▸ GIVEN MATERIAL:
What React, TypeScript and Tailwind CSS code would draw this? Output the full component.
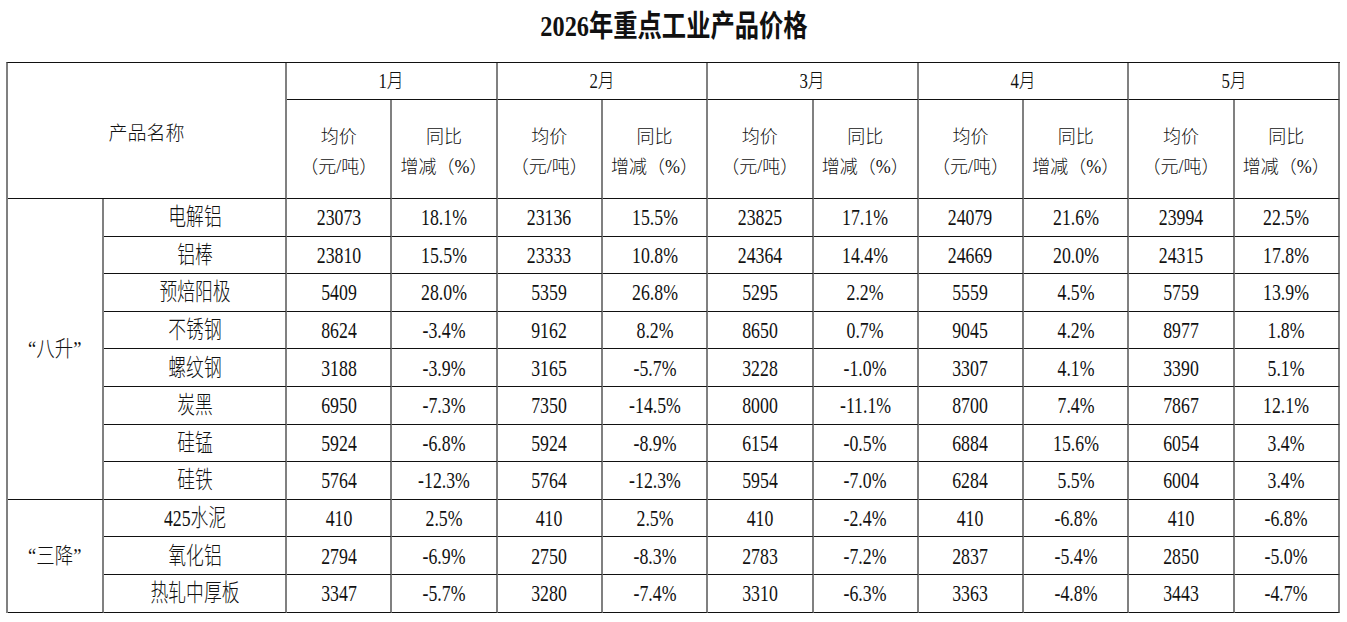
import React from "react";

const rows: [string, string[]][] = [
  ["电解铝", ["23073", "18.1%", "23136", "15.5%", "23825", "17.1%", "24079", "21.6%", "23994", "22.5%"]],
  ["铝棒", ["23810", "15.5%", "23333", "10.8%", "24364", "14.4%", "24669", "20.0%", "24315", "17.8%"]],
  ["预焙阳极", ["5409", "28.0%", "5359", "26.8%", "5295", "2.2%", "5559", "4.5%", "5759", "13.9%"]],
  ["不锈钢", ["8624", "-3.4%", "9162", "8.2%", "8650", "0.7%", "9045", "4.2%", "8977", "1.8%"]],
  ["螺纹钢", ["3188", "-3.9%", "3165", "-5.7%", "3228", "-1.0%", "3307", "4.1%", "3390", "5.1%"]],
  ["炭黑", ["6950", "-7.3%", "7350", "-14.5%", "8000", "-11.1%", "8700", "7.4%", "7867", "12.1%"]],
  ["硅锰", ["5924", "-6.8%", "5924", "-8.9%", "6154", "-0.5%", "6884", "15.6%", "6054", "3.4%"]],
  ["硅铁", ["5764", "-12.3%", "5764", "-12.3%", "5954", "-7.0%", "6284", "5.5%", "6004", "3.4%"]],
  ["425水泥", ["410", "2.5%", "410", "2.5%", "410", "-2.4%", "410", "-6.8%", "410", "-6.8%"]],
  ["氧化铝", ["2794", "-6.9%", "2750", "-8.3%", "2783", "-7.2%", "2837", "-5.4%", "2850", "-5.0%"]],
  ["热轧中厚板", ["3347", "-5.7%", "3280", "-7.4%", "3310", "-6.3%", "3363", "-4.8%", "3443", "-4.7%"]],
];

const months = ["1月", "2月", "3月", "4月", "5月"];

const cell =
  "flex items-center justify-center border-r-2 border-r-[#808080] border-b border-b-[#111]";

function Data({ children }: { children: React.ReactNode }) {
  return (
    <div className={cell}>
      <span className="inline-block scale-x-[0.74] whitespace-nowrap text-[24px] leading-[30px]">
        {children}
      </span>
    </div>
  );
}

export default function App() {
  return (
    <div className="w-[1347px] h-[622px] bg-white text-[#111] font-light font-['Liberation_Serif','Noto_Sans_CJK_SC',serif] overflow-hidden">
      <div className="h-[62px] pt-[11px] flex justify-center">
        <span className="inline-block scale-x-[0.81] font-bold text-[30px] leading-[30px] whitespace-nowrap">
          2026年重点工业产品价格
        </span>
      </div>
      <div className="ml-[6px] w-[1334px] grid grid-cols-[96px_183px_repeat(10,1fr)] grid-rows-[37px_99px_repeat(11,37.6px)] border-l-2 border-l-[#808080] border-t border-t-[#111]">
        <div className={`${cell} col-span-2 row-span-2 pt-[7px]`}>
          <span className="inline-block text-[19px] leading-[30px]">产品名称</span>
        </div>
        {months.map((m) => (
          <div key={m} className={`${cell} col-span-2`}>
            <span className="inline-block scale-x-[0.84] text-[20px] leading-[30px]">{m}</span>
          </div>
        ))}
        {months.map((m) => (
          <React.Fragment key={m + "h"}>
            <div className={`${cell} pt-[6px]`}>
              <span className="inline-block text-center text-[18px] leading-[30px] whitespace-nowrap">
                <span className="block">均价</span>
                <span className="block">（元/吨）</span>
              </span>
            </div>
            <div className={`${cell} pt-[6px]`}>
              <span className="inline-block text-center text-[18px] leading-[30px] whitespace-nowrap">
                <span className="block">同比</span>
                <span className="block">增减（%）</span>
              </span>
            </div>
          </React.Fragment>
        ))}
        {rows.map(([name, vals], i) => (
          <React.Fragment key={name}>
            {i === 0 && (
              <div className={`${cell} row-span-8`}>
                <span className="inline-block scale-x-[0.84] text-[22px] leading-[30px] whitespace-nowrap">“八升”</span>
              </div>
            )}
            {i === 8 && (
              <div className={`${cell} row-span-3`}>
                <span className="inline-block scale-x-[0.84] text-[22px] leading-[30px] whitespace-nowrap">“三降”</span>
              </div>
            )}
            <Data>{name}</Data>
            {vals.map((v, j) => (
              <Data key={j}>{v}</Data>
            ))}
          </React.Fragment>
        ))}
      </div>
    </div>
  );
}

▸ DIRECTIONS FOR THIS TASK:
Leave out any pictures and return exactly the lines from the beginning of the data through the line with "import React from", inclusive.

▸ THE COMPLETED TASK:
What React, TypeScript and Tailwind CSS code would draw this? Output the full component.
import React from "react";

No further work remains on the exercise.